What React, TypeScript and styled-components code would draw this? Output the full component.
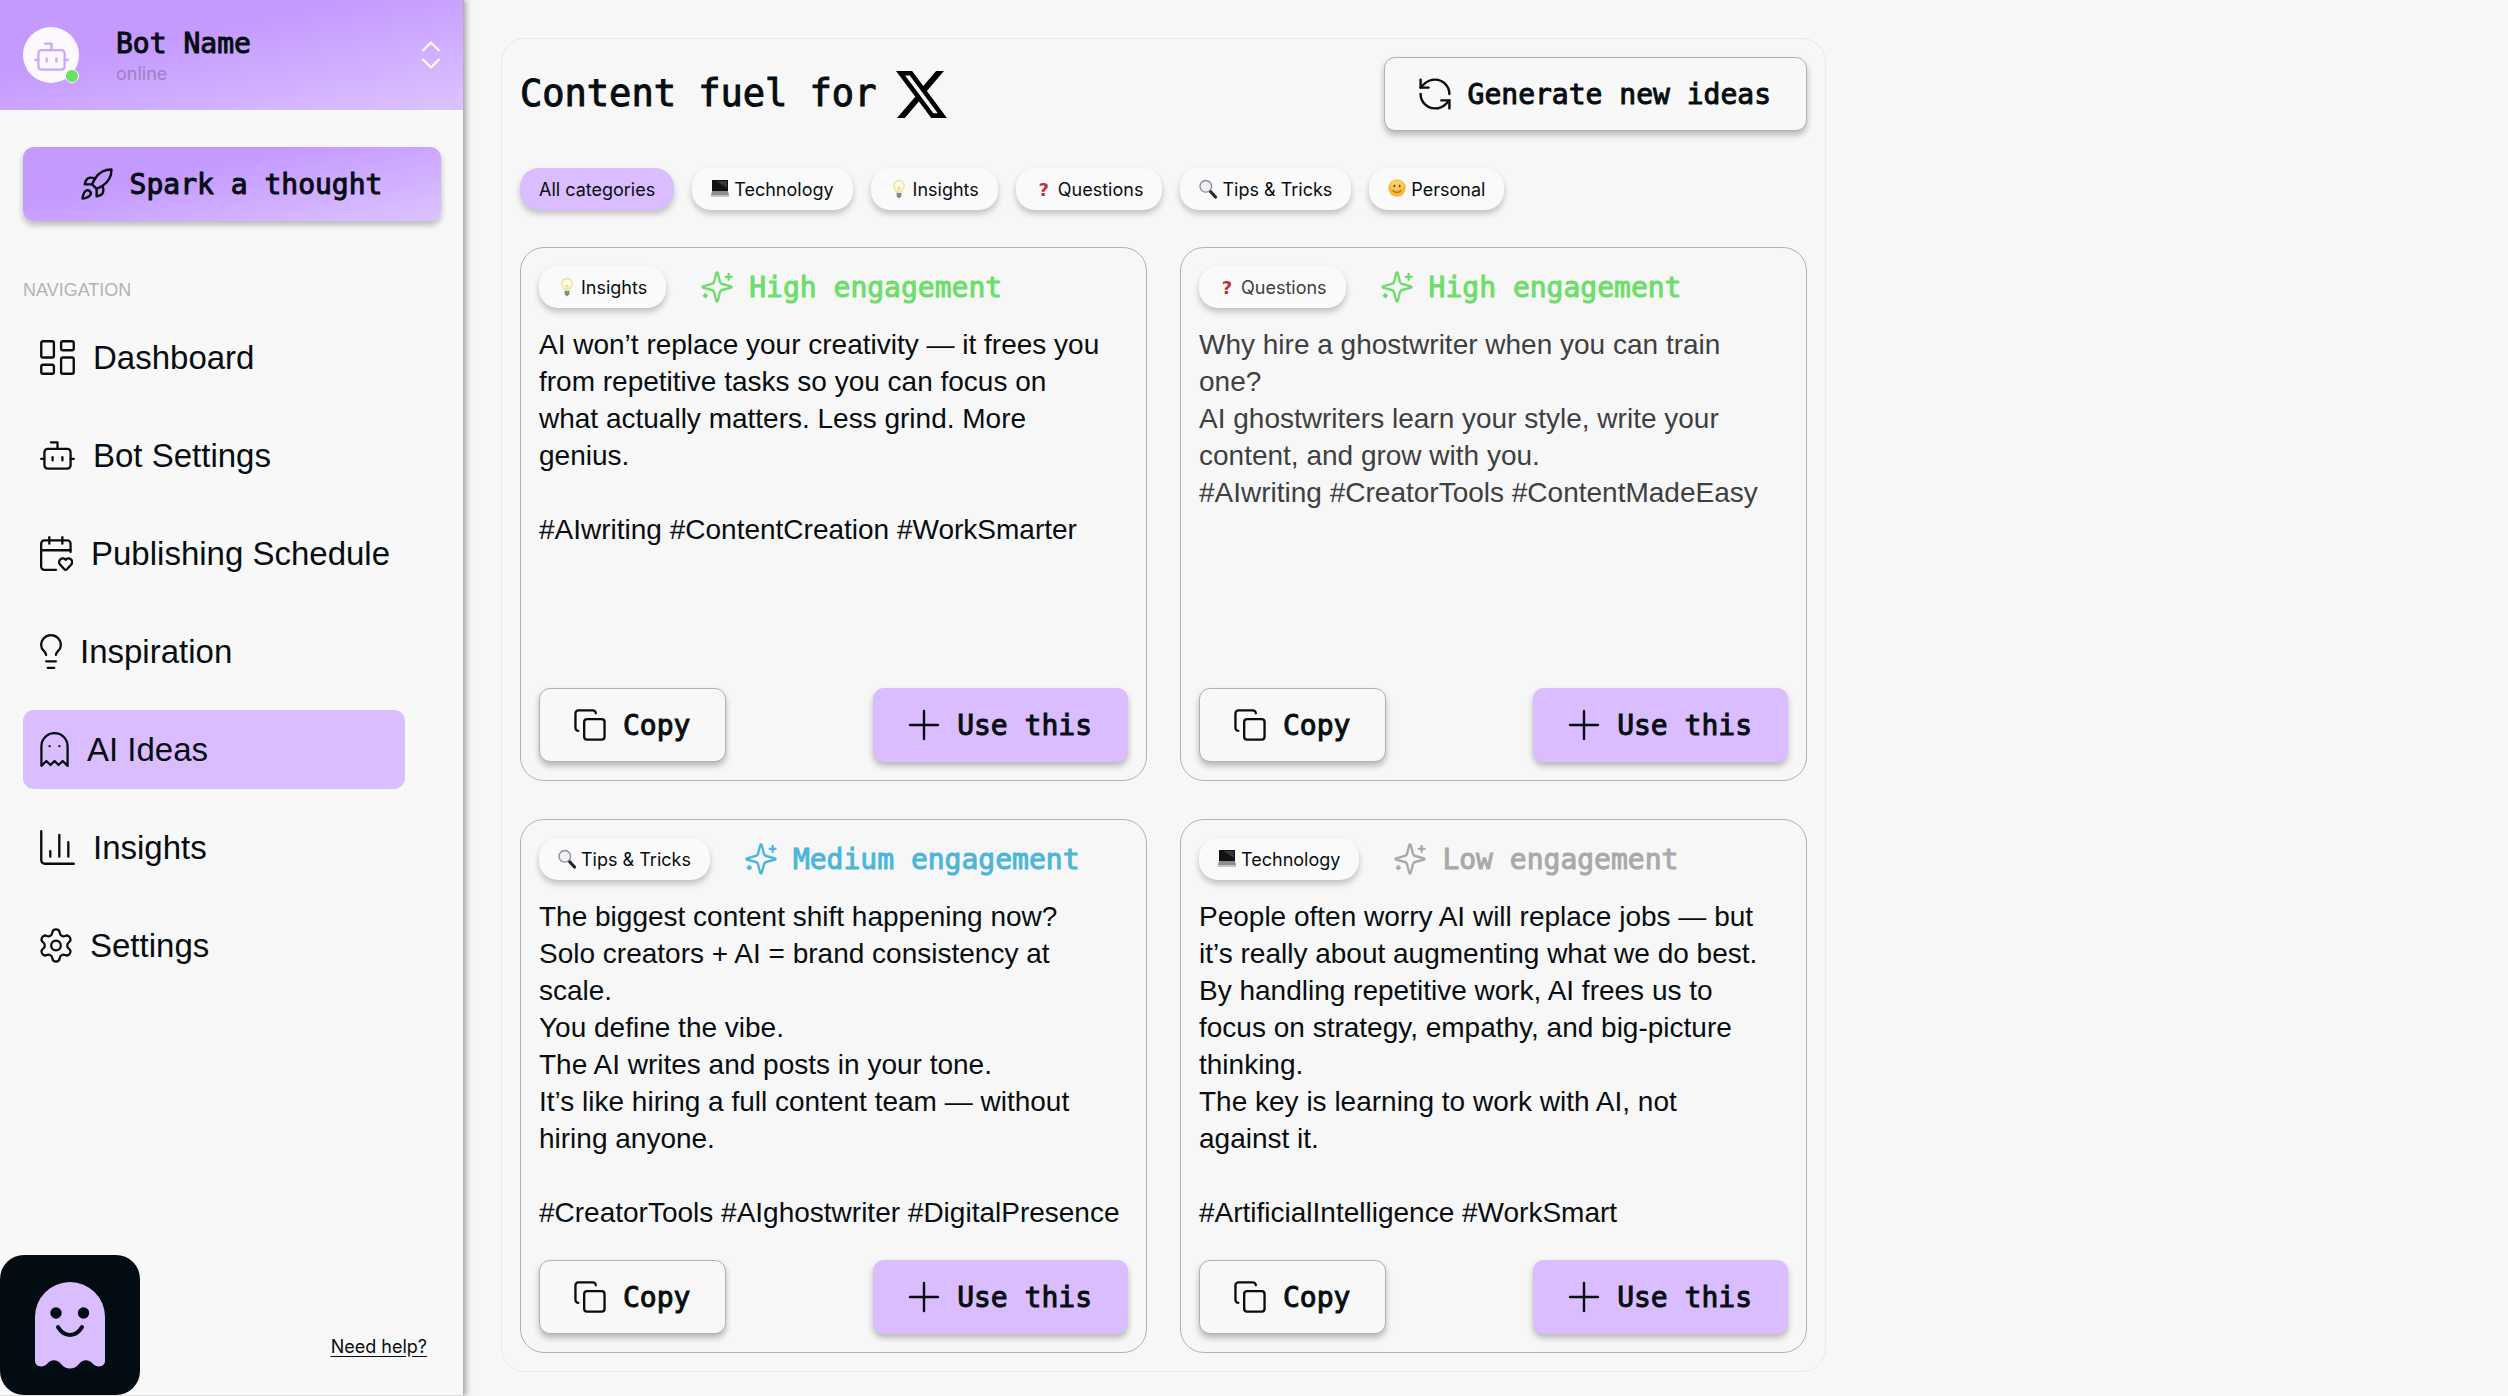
import React, { useState } from "react";
import styled, { createGlobalStyle, css } from "styled-components";
import {
  Bot,
  CalendarHeart,
  ChevronsUpDown,
  Copy,
  Ghost,
  LayoutDashboard,
  Lightbulb,
  RefreshCcw,
  Settings,
} from "lucide-react";

const color = {
  ink: "#070d11",
  page: "#f7f7f7",
  surface: "#f8f8f8",
  lilac: "#d9bdff",
  line: "#b2b2b2",
  muted: "#b3b3b3",
  high: "#6fdd6b",
  medium: "#4db5da",
  low: "#a9a9a9",
};

const gradient = "linear-gradient(168deg, #c49aff 35%, #dcc3ff 100%)";
const lift = "0 4px 6px rgba(0, 0, 0, 0.26)";

const GlobalStyle = createGlobalStyle`
  *, *::before, *::after { box-sizing: border-box; }
  body {
    margin: 0;
    background: ${color.page};
    color: ${color.ink};
    font-family: "Liberation Sans", Arial, sans-serif;
  }
  button { font: inherit; color: inherit; cursor: pointer; }
  svg { display: block; flex: none; }
`;

const mono = css`
  font-family: "DejaVu Sans Mono", "Liberation Mono", monospace;
  font-weight: 400;
  -webkit-text-stroke: 1px currentColor;
`;

const smallText = css`
  font-family: Inter, "Liberation Sans", sans-serif;
  font-size: 18px;
`;

/* ---------- layout ---------- */

const Shell = styled.div`
  display: flex;
  align-items: stretch;
  min-height: 100vh;
`;

const Sidebar = styled.aside`
  position: relative;
  z-index: 1;
  display: flex;
  flex-direction: column;
  flex: none;
  width: 464px;
  background: ${color.surface};
  border-right: 1px solid ${color.line};
  border-bottom: 1px solid #dddddd;
  box-shadow: 2px 0 6px rgba(0, 0, 0, 0.35);
`;

const Main = styled.main`
  flex: 1;
  min-width: 0;
  padding: 38px 37px 23px;
`;

const Panel = styled.section`
  display: flex;
  flex-direction: column;
  gap: 37px;
  max-width: 1325px;
  padding: 18px;
  border: 1px solid #e9e9e9;
  border-radius: 24px;
`;

/* ---------- sidebar ---------- */

const BotHeader = styled.header`
  display: flex;
  align-items: center;
  height: 110px;
  padding: 0 23px;
  background: ${gradient};
`;

const Avatar = styled.div`
  position: relative;
  display: grid;
  place-items: center;
  width: 56px;
  height: 56px;
  border-radius: 50%;
  background: #fbf9fd;
  color: #cba8fb;
`;

const OnlineDot = styled.span`
  position: absolute;
  right: 0;
  bottom: 0;
  width: 14px;
  height: 14px;
  border: 1px solid #ffffff;
  border-radius: 50%;
  background: #66e25f;
`;

const BotInfo = styled.div`
  flex: 1;
  margin-left: 37px;
`;

const BotName = styled.div`
  ${mono}
  font-size: 28px;
  line-height: 37px;
`;

const BotStatus = styled.div`
  ${smallText}
  line-height: 24px;
  color: #a080c4;
`;

const PlainButton = styled.button`
  padding: 0;
  border: 0;
  background: none;
  color: #ffffff;
`;

const SidebarBody = styled.div`
  display: flex;
  flex-direction: column;
  padding: 37px 22px 0 23px;
`;

const NavTitle = styled.h2`
  margin: 58px 0 17px;
  font-size: 18px;
  font-weight: 400;
  line-height: 22px;
  color: ${color.muted};
`;

const NavList = styled.nav`
  display: flex;
  flex-direction: column;
  gap: 19px;
  padding-right: 36px;
`;

const NavLink = styled.a<{ $active: boolean }>`
  display: flex;
  align-items: center;
  gap: 18px;
  height: 79px;
  padding: 0 17px;
  border-radius: 11px;
  background: ${(p) => (p.$active ? color.lilac : "transparent")};
  color: inherit;
  font-size: 33px;
  text-decoration: none;
  white-space: nowrap;
`;

const SidebarFooter = styled.footer`
  display: flex;
  align-items: flex-end;
  justify-content: space-between;
  margin-top: auto;
  padding-right: 36px;
`;

const LogoTile = styled.div`
  width: 140px;
  height: 140px;
  border-radius: 24px;
  background: #030c12;
`;

const HelpLink = styled.a`
  ${smallText}
  margin-bottom: 36px;
  color: inherit;
  line-height: 24px;
  text-underline-offset: 3px;
`;

/* ---------- shared controls ---------- */

type Variant = "outline" | "solid" | "gradient";

const ActionButton = styled.button<{ $variant: Variant }>`
  ${mono}
  display: flex;
  align-items: center;
  justify-content: center;
  gap: 17px;
  height: 74px;
  padding: 0 35px 0 34px;
  border: 1px solid ${(p) => (p.$variant === "outline" ? color.line : "transparent")};
  border-radius: 11px;
  background: ${(p) =>
    p.$variant === "outline"
      ? color.surface
      : p.$variant === "solid"
        ? color.lilac
        : gradient};
  background-origin: border-box;
  box-shadow: ${lift};
  font-size: 28px;
  white-space: nowrap;
`;

const chipStyle = css`
  ${smallText}
  display: flex;
  align-items: center;
  gap: 5px;
  height: 42px;
  padding: 0 19px;
  border: 0;
  border-radius: 19px;
  box-shadow: 0 4px 6px rgba(0, 0, 0, 0.22);
  white-space: nowrap;
`;

const FilterChip = styled.button<{ $active: boolean }>`
  ${chipStyle}
  background: ${(p) => (p.$active ? color.lilac : "#fafafa")};
`;

const Tag = styled.span<{ $dim: boolean }>`
  ${chipStyle}
  background: #fafafa;
  color: ${(p) => (p.$dim ? "#3d3f41" : color.ink)};
`;

const QuestionMark = styled.span`
  width: 18px;
  color: #c03038;
  font-family: "DejaVu Sans", sans-serif;
  font-weight: 700;
  text-align: center;
`;

/* ---------- panel ---------- */

const PanelHeader = styled.header`
  display: flex;
  align-items: center;
  justify-content: space-between;
`;

const Title = styled.h1`
  ${mono}
  display: flex;
  align-items: center;
  gap: 20px;
  margin: 0;
  font-size: 37px;
  line-height: 48px;
`;

const Filters = styled.div`
  display: flex;
  flex-wrap: wrap;
  gap: 18px;
`;

const IdeaGrid = styled.div`
  display: grid;
  grid-template-columns: repeat(2, minmax(0, 1fr));
  grid-auto-rows: 1fr;
  gap: 38px 33px;
`;

const Card = styled.article`
  display: flex;
  flex-direction: column;
  padding: 18px;
  border: 1px solid ${color.line};
  border-radius: 24px;
`;

const CardTop = styled.header`
  display: flex;
  align-items: center;
  gap: 35px;
`;

const Engagement = styled.div<{ $tone: string }>`
  ${mono}
  display: flex;
  align-items: center;
  gap: 16px;
  color: ${(p) => p.$tone};
  font-size: 28px;
  line-height: 37px;
`;

const IdeaText = styled.p<{ $dim: boolean }>`
  flex: 1;
  margin: 18px 0 29px;
  color: ${(p) => (p.$dim ? "#3d3f41" : color.ink)};
  font-size: 28px;
  line-height: 37px;
  white-space: pre-line;
`;

const CardActions = styled.footer`
  display: flex;
  justify-content: space-between;
`;

/* ---------- drawings ---------- */

const RocketIcon = () => (
  <svg width="32" height="32" viewBox="1.5 1 21.5 21.5" fill="none" stroke="currentColor" strokeWidth="1.6" strokeLinecap="round" strokeLinejoin="round">
    <path d="M4.5 16.5c-1.5 1.26-2 5-2 5s3.74-.5 5-2c.71-.84.7-2.13-.09-2.91a2.18 2.18 0 0 0-2.91-.09z" />
    <path d="m12 15-3-3a22 22 0 0 1 2-3.95A12.88 12.88 0 0 1 22 2c0 2.72-.78 7.5-6 11a22.35 22.35 0 0 1-4 2z" />
    <path d="M9 12H4s.55-3.03 2-4c1.62-1.08 5 0 5 0" />
    <path d="M12 15v5s3.03-.55 4-2c1.08-1.62 0-5 0-5" />
  </svg>
);

const SparklesIcon = () => (
  <svg width="32" height="32" viewBox="1 1 22 22" fill="none" stroke="currentColor" strokeWidth="1.6" strokeLinecap="round" strokeLinejoin="round">
    <path d="M9.937 15.5A2 2 0 0 0 8.5 14.063l-6.135-1.582a.5.5 0 0 1 0-.962L8.5 9.936A2 2 0 0 0 9.937 8.5l1.582-6.135a.5.5 0 0 1 .963 0L14.063 8.5A2 2 0 0 0 15.5 9.937l6.135 1.581a.5.5 0 0 1 0 .964L15.5 14.063a2 2 0 0 0-1.437 1.437l-1.582 6.135a.5.5 0 0 1-.963 0z" />
    <path d="M20 3v4M22 5h-4M4 17v2M5 18H3" />
  </svg>
);

const PlusIcon = () => (
  <svg width="32" height="32" viewBox="0 0 32 32" fill="none" stroke="currentColor" strokeWidth="2.4" strokeLinecap="round">
    <path d="M16 2v28M2 16h28" />
  </svg>
);

const ChartIcon = () => (
  <svg width="35" height="35" viewBox="2.3 2.3 19.4 19.4" fill="none" stroke="currentColor" strokeWidth="1.3" strokeLinecap="round" strokeLinejoin="round">
    <path d="M3 3v16a2 2 0 0 0 2 2h16M18 17V9M13 17V5M8 17v-3" />
  </svg>
);

const XLogo = () => (
  <svg width="51" height="47" viewBox="1.25 2.25 21.6 19.5" preserveAspectRatio="none" fill="#000" role="img" aria-label="X">
    <path d="M18.244 2.25h3.308l-7.227 8.26 8.502 11.24H16.17l-5.214-6.817L4.99 21.75H1.68l7.73-8.835L1.254 2.25H8.08l4.713 6.231zm-1.161 17.52h1.833L7.084 4.126H5.117z" />
  </svg>
);

const GhostLogo = () => (
  <svg width="140" height="140" viewBox="0 0 140 140">
    <path
      d="M35 62a35 35 0 0 1 70 0v44c0 6-8 7-12 3-4-5-10-5-14 0-5 6-13 6-18 0-4-5-10-5-14 0-4 4-12 3-12-3z"
      fill={color.lilac}
    />
    <circle cx="56" cy="58" r="5.7" fill="#030c12" />
    <circle cx="83.5" cy="58" r="5.7" fill="#030c12" />
    <path d="M58 72c6 10.5 18 10.5 24 0" fill="none" stroke="#030c12" strokeWidth="4" strokeLinecap="round" />
  </svg>
);

const LaptopEmoji = () => (
  <svg width="18" height="18" viewBox="0 0 18 18" aria-hidden="true">
    <path d="M1 0h16v11H1z" fill="#111214" />
    <path d="M5 1h11v7z" fill="#34363a" />
    <path d="M1 11h16l1 4H0z" fill="#8b8d90" />
    <path d="M0 15h18v2H0z" fill="#c4c6c9" />
  </svg>
);

const BulbEmoji = () => (
  <svg width="18" height="20" viewBox="0 0 18 20" aria-hidden="true">
    <path d="M9 1.5a5.2 5.2 0 0 0-5.2 5.3c0 3 2.7 4 2.9 7.2h4.6c.2-3.2 2.9-4.2 2.9-7.2A5.2 5.2 0 0 0 9 1.5z" fill="#fdfbe6" stroke="#ece392" strokeWidth="1.3" />
    <path d="M8 13V8.5h2V13" fill="none" stroke="#e6c75a" strokeWidth=".8" />
    <path d="M6.7 14h4.6v3.5L9 19.5l-2.3-2z" fill="#85888c" />
  </svg>
);

const LensEmoji = () => (
  <svg width="18" height="20" viewBox="0 0 18 20" aria-hidden="true">
    <path d="m10.5 11.5 6 6.5" stroke="#26282b" strokeWidth="3.2" strokeLinecap="round" />
    <circle cx="6.8" cy="7.3" r="5.8" fill="#eef1f3" stroke="#8b8e92" strokeWidth="1.3" />
  </svg>
);

const SmileEmoji = () => (
  <svg width="18" height="20" viewBox="0 0 18 20" aria-hidden="true">
    <circle cx="9" cy="9" r="8.7" fill="#f6b83c" />
    <ellipse cx="9" cy="6" rx="6.5" ry="5" fill="#fbd162" />
    <ellipse cx="6.3" cy="7" rx="1" ry="1.5" fill="#7a4c12" />
    <ellipse cx="11.7" cy="7" rx="1" ry="1.5" fill="#7a4c12" />
    <path d="M5 11.5c2 2.6 6 2.6 8 0" fill="none" stroke="#a8691a" strokeWidth="1.2" strokeLinecap="round" />
  </svg>
);

/* ---------- data ---------- */

const categories: Record<string, React.ReactNode> = {
  "All categories": null,
  Technology: <LaptopEmoji />,
  Insights: <BulbEmoji />,
  Questions: <QuestionMark>?</QuestionMark>,
  "Tips & Tricks": <LensEmoji />,
  Personal: <SmileEmoji />,
};

const navItems = [
  { label: "Dashboard", icon: <LayoutDashboard width={35} height={35} viewBox="2.3 2.3 19.4 19.4" strokeWidth={1.3} /> },
  { label: "Bot Settings", icon: <Bot width={35} height={35} viewBox="1.3 1.3 21.4 21.4" strokeWidth={1.4} /> },
  { label: "Publishing Schedule", icon: <CalendarHeart width={33} height={35} viewBox="2.3 1.3 20.2 21.4" strokeWidth={1.4} /> },
  { label: "Inspiration", icon: <Lightbulb width={22} height={35} viewBox="5.3 1.3 13.4 21.4" strokeWidth={1.4} /> },
  { label: "AI Ideas", icon: <Ghost width={29} height={35} viewBox="3.2 1.3 17.6 21.4" strokeWidth={1.4} /> },
  { label: "Insights", icon: <ChartIcon /> },
  { label: "Settings", icon: <Settings width={32} height={35} viewBox="2.2 1.1 19.6 21.8" strokeWidth={1.4} /> },
];

const ideas = [
  {
    category: "Insights",
    engagement: "High engagement",
    tone: color.high,
    dim: false,
    text: "AI won’t replace your creativity — it frees you\nfrom repetitive tasks so you can focus on\nwhat actually matters. Less grind. More\ngenius.\n\n#AIwriting #ContentCreation #WorkSmarter",
  },
  {
    category: "Questions",
    engagement: "High engagement",
    tone: color.high,
    dim: true,
    text: "Why hire a ghostwriter when you can train\none?\nAI ghostwriters learn your style, write your\ncontent, and grow with you.\n#AIwriting #CreatorTools #ContentMadeEasy",
  },
  {
    category: "Tips & Tricks",
    engagement: "Medium engagement",
    tone: color.medium,
    dim: false,
    text: "The biggest content shift happening now?\nSolo creators + AI = brand consistency at\nscale.\nYou define the vibe.\nThe AI writes and posts in your tone.\nIt’s like hiring a full content team — without\nhiring anyone.\n\n#CreatorTools #AIghostwriter #DigitalPresence",
  },
  {
    category: "Technology",
    engagement: "Low engagement",
    tone: color.low,
    dim: false,
    text: "People often worry AI will replace jobs — but\nit’s really about augmenting what we do best.\nBy handling repetitive work, AI frees us to\nfocus on strategy, empathy, and big-picture\nthinking.\nThe key is learning to work with AI, not\nagainst it.\n\n#ArtificialIntelligence #WorkSmart",
  },
];

export default function App() {
  const [filter, setFilter] = useState("All categories");

  return (
    <>
      <GlobalStyle />
      <Shell>
        <Sidebar>
          <BotHeader>
            <Avatar>
              <Bot width={35} height={35} viewBox="1.3 0.6 21.4 21.4" strokeWidth={1.4} />
              <OnlineDot />
            </Avatar>
            <BotInfo>
              <BotName>Bot Name</BotName>
              <BotStatus>online</BotStatus>
            </BotInfo>
            <PlainButton aria-label="Switch bot">
              <ChevronsUpDown width={18} height={28} viewBox="6.2 3 11.6 18" strokeWidth={1.4} />
            </PlainButton>
          </BotHeader>
          <SidebarBody>
            <ActionButton $variant="gradient">
              <RocketIcon />
              Spark a thought
            </ActionButton>
            <NavTitle>NAVIGATION</NavTitle>
            <NavList>
              {navItems.map((item) => (
                <NavLink key={item.label} href="#" $active={item.label === "AI Ideas"}>
                  {item.icon}
                  {item.label}
                </NavLink>
              ))}
            </NavList>
          </SidebarBody>
          <SidebarFooter>
            <LogoTile>
              <GhostLogo />
            </LogoTile>
            <HelpLink href="#">Need help?</HelpLink>
          </SidebarFooter>
        </Sidebar>

        <Main>
          <Panel>
            <PanelHeader>
              <Title>
                Content fuel for
                <XLogo />
              </Title>
              <ActionButton $variant="outline">
                <RefreshCcw width={32} height={32} viewBox="2 2 20 20" strokeWidth={1.5} />
                Generate new ideas
              </ActionButton>
            </PanelHeader>
            <Filters>
              {Object.entries(categories).map(([name, emoji]) => (
                <FilterChip key={name} $active={name === filter} onClick={() => setFilter(name)}>
                  {emoji}
                  {name}
                </FilterChip>
              ))}
            </Filters>
            <IdeaGrid>
              {ideas
                .filter((idea) => filter === "All categories" || idea.category === filter)
                .map((idea) => (
                  <Card key={idea.category}>
                    <CardTop>
                      <Tag $dim={idea.dim}>
                        {categories[idea.category]}
                        {idea.category}
                      </Tag>
                      <Engagement $tone={idea.tone}>
                        <SparklesIcon />
                        {idea.engagement}
                      </Engagement>
                    </CardTop>
                    <IdeaText $dim={idea.dim}>{idea.text}</IdeaText>
                    <CardActions>
                      <ActionButton $variant="outline">
                        <Copy width={32} height={32} viewBox="1 1 22 22" strokeWidth={1.6} />
                        Copy
                      </ActionButton>
                      <ActionButton $variant="solid">
                        <PlusIcon />
                        Use this
                      </ActionButton>
                    </CardActions>
                  </Card>
                ))}
            </IdeaGrid>
          </Panel>
        </Main>
      </Shell>
    </>
  );
}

+===+

**TO DO**.
Find the word "components" in the data and show each line that holds it.

**SOLUTION TO THIS PROBLEM**.
What React, TypeScript and styled-components code would draw this? Output the full component.
import styled, { createGlobalStyle, css } from "styled-components";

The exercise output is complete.